I appreciate Dr. Heinowitz’s efforts to get men involved right from the start in the parenting process in his book, Fathering Right from the Start. “The messages we grew up with still echo within us, at times very faint and at others resoundingly,” he writes. In this book, he charts how parental traits and messages are translated into acquired beliefs. It seems logical that when a “smothering overprotective” parental trait sends the message, “you’re flawed” to a child it would result in the acquired belief “I’m damaged.” While on the other hand, a “negligent” parental trait with a parental message of “you’re a bother” will result in an acquired belief of “I will never be accepted.”

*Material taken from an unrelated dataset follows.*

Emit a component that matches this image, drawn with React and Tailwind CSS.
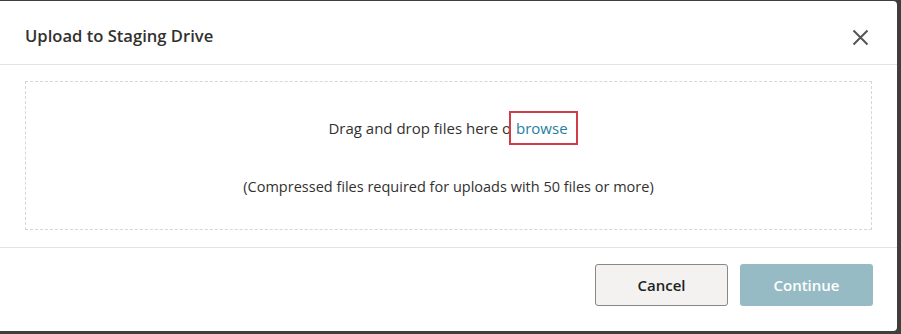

In a perfect world, children spend their early years getting to know their fathers, as well as their mothers. I agree with Dr. Heinowitz when he says; “After all, children’s identities are shaped by the people in their world. And their sense of self is fostered by the reflections they see in the faces around them. We are our children’s first mirrors. Our attention and approval, our smiles and our hugs let them know that they are cherished and valuable.”

Finally, it seems fitting to end with the winning pledge shared by www.fatherhood.org. They ask their program participants and facilitators to submit a pledge that fathers participating in their programs can recite before or after each session.

On my honor, I will give my children my time, my love, and my heart. I will be an example of a good man to my children and others around me. I will be an involved, responsible, and committed father. From this day forward, I pledge to be a 24/7 Dad.